It’s mid-January – is your New Year’s resolution alive and well?
Does anyone else have a friend that seems to breeze through January with her list of ’10 things to accomplish in the New Year’ posted to her refrigerator cheerfully crossing them off one by one without breaking a sweat? And while we admire their discipline and encourage their new endeavors, there is that part of us that is just plain discouraged. How did they give up gluten, master meditation, and purge their closet down to a ‘capsule wardrobe’ in the first 14 days of the new year?? The reality is that making and keeping new habits is difficult for all of us. According to a survey by Statistic Brain, some 132.5 million Americans usually make a New Year’s resolution — or about 41% of the population. The difficulty lies in keeping them; New Year’s resolution success rates hover just above 9% — and over 40% of those who make a resolution will give up before the end of January.
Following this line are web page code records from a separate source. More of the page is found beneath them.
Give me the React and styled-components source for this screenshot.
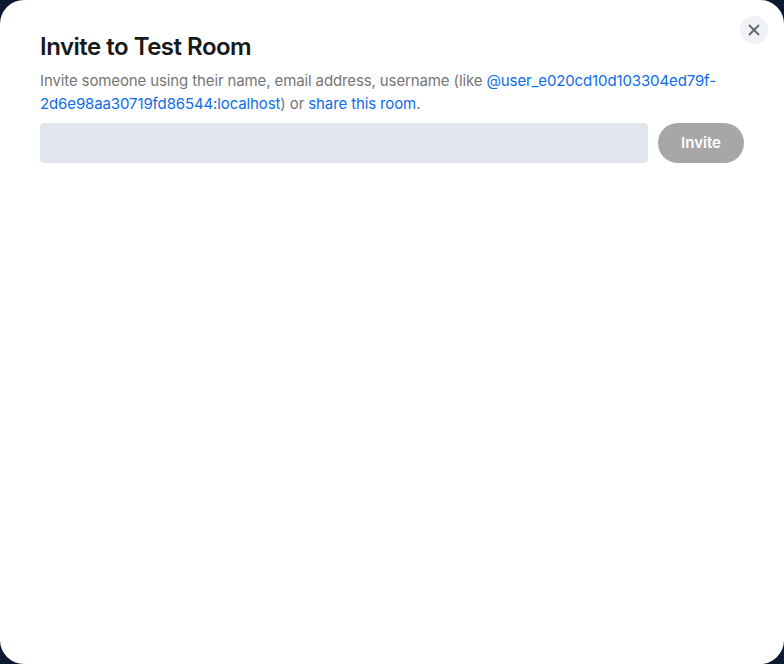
import React from "react";
import styled, { createGlobalStyle } from "styled-components";

const Global = createGlobalStyle`
  html, body { margin: 0; padding: 0; background: #0b1a2e; }
  body { font-family: Inter, "Noto Sans", sans-serif; }
  #root { height: 664px; }
`;

const Dialog = styled.div`
  box-sizing: border-box;
  width: 784px;
  height: 664px;
  background: #ffffff;
  border-radius: 24px;
  padding: 30px 40px 0 40px;
  position: relative;
  display: flex;
  flex-direction: column;
`;

const Title = styled.h1`
  margin: 0;
  font-size: 24px;
  line-height: 34px;
  font-weight: 600;
  color: #17191c;
  letter-spacing: -0.5px;
`;

const Description = styled.p`
  margin: 5px 0 0 0;
  font-size: 15px;
  line-height: 23px;
  color: #767676;
  letter-spacing: -0.12px;
`;

const Link = styled.a`
  color: #0d6de8;
  text-decoration: none;
  cursor: pointer;
`;

const InviteRow = styled.div`
  display: flex;
  gap: 10px;
  margin-top: 8px;
  align-items: center;
`;

const Input = styled.input`
  flex: 1;
  box-sizing: border-box;
  height: 40px;
  border: none;
  border-radius: 4px;
  background: #e1e5ec;
  padding: 0 12px;
  font-family: inherit;
  font-size: 15px;
  outline: none;
`;

const InviteButton = styled.button`
  box-sizing: border-box;
  width: 86px;
  height: 40px;
  border: none;
  border-radius: 20px;
  background: #a7a7a7;
  color: #ffffff;
  font-family: inherit;
  font-size: 15px;
  font-weight: 600;
  padding-bottom: 2px;
`;

const CloseButton = styled.button`
  position: absolute;
  top: 16px;
  right: 16px;
  width: 28px;
  height: 28px;
  border: none;
  border-radius: 50%;
  background: #eff1f4;
  display: flex;
  align-items: center;
  justify-content: center;
  padding: 0;
  color: #5c6470;
  cursor: pointer;
`;

export default function App() {
  return (
    <>
      <Global />
      <Dialog>
        <Title>Invite to Test Room</Title>
        <Description>
          Invite someone using their name, email address, username (like{" "}
          <Link>@user_e020cd10d103304ed79f-2d6e98aa30719fd86544:localhost</Link>) or{" "}
          <Link>share this room</Link>.
        </Description>
        <InviteRow>
          <Input />
          <InviteButton disabled>Invite</InviteButton>
        </InviteRow>
        <CloseButton aria-label="Close">
          <svg width="12" height="12" viewBox="0 0 12 12">
            <path d="M1.5 1.5 L10.5 10.5 M10.5 1.5 L1.5 10.5" stroke="currentColor" strokeWidth="1.8" strokeLinecap="round" />
          </svg>
        </CloseButton>
      </Dialog>
    </>
  );
}
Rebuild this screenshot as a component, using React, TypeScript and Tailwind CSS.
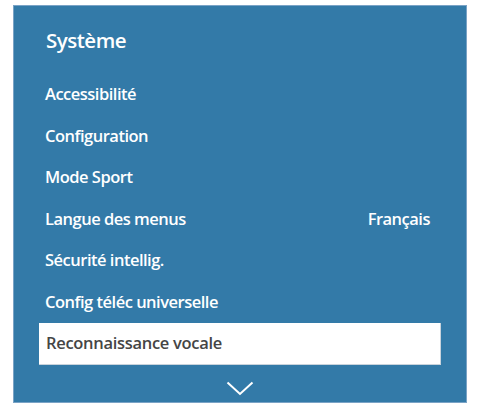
const FONT = { fontFamily: '"Open Sans", "Noto Sans", sans-serif' };

const ITEMS: { label: string; value?: string; selected?: boolean }[] = [
  { label: "Accessibilité" },
  { label: "Configuration" },
  { label: "Mode Sport" },
  { label: "Langue des menus", value: "Français" },
  { label: "Sécurité intellig." },
  { label: "Config téléc universelle" },
  { label: "Reconnaissance vocale", selected: true },
];

function MenuRow({ label, value, selected }: { label: string; value?: string; selected?: boolean }) {
  return (
    <div
      className={
        selected
          ? "h-[41.5px] flex items-center justify-between pl-[7px] pr-[11px] bg-white text-[#454545] border-r border-b border-[#c9d3dc]"
          : "h-[41.5px] flex items-center justify-between pl-[6px] pr-[11px] text-white"
      }
    >
      <span
        className={
          selected
            ? "text-[16.5px] font-semibold tracking-[-0.3px]"
            : "text-[16.5px] font-semibold tracking-[-0.5px]"
        }
      >
        {label}
      </span>
      {value && <span className="text-[16.5px] font-semibold tracking-[-0.5px]">{value}</span>}
    </div>
  );
}

export default function App() {
  return (
    <div className="w-[477px] h-[414px] bg-white pt-[5px] pl-[13px]" style={FONT}>
      <div className="w-[454px] h-[398px] bg-[#337aa8] border border-[#7aa3c6] flex flex-col">
        <div className="h-[68px] flex items-center pl-[32px] pt-[1px]">
          <span className="text-[20.5px] font-semibold text-white tracking-[-0.5px]">Système</span>
        </div>
        <div className="flex flex-col px-[25px]">
          {ITEMS.map((it) => (
            <MenuRow key={it.label} {...it} />
          ))}
        </div>
        <div className="flex justify-center pt-[16px]">
          <svg width="28" height="15" viewBox="0 0 28 15" fill="none">
            <path d="M1.5 1.5 L14 13 L26.5 1.5" stroke="white" strokeWidth="2" />
          </svg>
        </div>
      </div>
    </div>
  );
}
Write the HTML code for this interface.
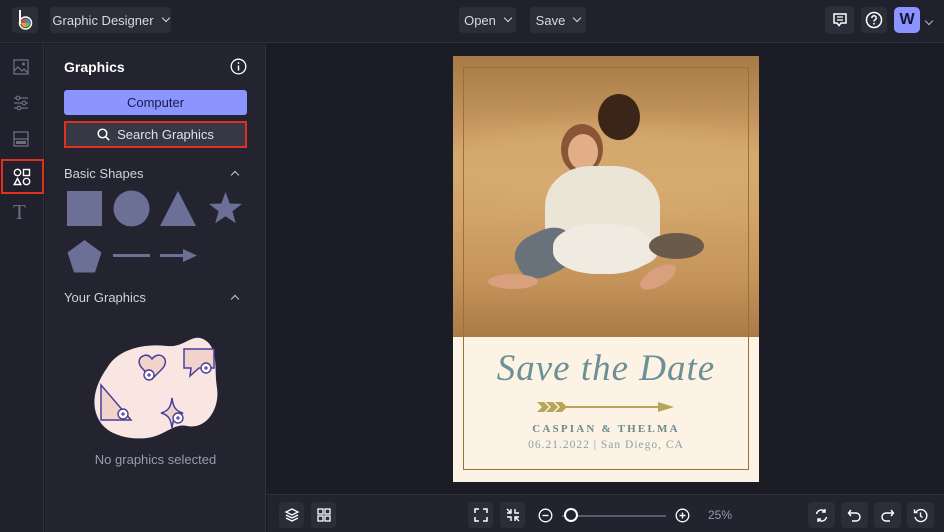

There is good news. Forming habits is a skill that anyone can practice, improve and even master! Yes, even those overly-ambitious New Year’s resolutions! The secret to success lies in strategy. Gretchen Rubin’s book ‘Better than Before’ explores helpful strategies surrounding those most common New Year’s resolutions: eat better, exercise more, save more money (or spend less money). She starts her book by emphasizing that we must form habits that work with our natural tendencies rather than against them. For example, are you a night owl or a lark? If you are a night owl it’s foolish to join a running group that meets at 6:30AM. Another example; are you an overbuyer or an underbuyer? Underbuyers hate to shop and buy; overbuyers love to shop and buy. Knowing our inclination can help us foster healthy habits, particularly related to saving and spending money.
Let’s look at three strategies that can be used most effectively for the most common of resolutions. 1). The Strategy of Monitoring – we manage what we monitor. The key to this strategy is this: self-measurement brings self-awareness, and self-awareness strengthens our self-control. A great example of this is a food journal. Writing down every bite really does ‘monitor and measure’ if we skipped meals or forgot to drink enough water. This is a very effective tool for any diet change. Another example is the very popular ‘fit bit’. By monitoring how many steps we take each day, this handy device has helped thousands of people walk and move more.
2). The Strategy of Convenience/Inconvenience – we are more likely to do something if it’s convenient and less likely to do something if it’s not. Let’s look at exercise: how do we make it more convenient? Pick a gym class with hours that match your schedule. I love my pilates class but the 5:30PM start time, smack in the middle of dinner prep, made it easy to justify skipping class. When I switched to 8:15AM the new routine proved much easier. We hear a lot about meal prep, or batch cooking these days and this is a GREAT example of the strategy of convenience. Imagine cooking just twice a week and having healthy, prepared meals available every time you open the fridge? Welcome to batch cooking! By using the same strategy – in reverse – we can also support our new habits. Giving up sweets? Don’t buy them and don’t bake them! Sounds too easy but the reality is if you only have good food in the fridge you will only eat good food. If one of your goals for the new year is saving more money, then use this strategy to automatically divert part of your paycheck into a 401K or savings account. This has the added benefit of using BOTH strategies at once; convenient to save, inconvenient to spend. Or, try only shopping with a limited amount of cash and no credit cards. You can only spend what’s in your wallet.
3). The Strategy of Pairing – pair your new habit with a routine that is already established. I really want to walk my dog more; it’s healthy for him and healthy for me but I often get to the end of the day realizing I just never took the time or scheduled the walk. I also love to listen to podcasts and will squeeze in time most everyday to geek out over the latest healthy podcast. So, when I learned about the strategy of pairing, I began to ONLY listen to podcasts while walking the dog! Win-win! The key is to take something you already do on a regular, or daily basis, and add in the new habit. Want to create a meditation habit? Put on the coffee and go meditate. Practice gratitude? Sit down for your evening meal and share 3 things you are grateful for. The trigger – your existing routine – allows you to insert that new habit seamlessly.
I trust these few tips will help you on your way to creating and keeping those habit changes for 2018!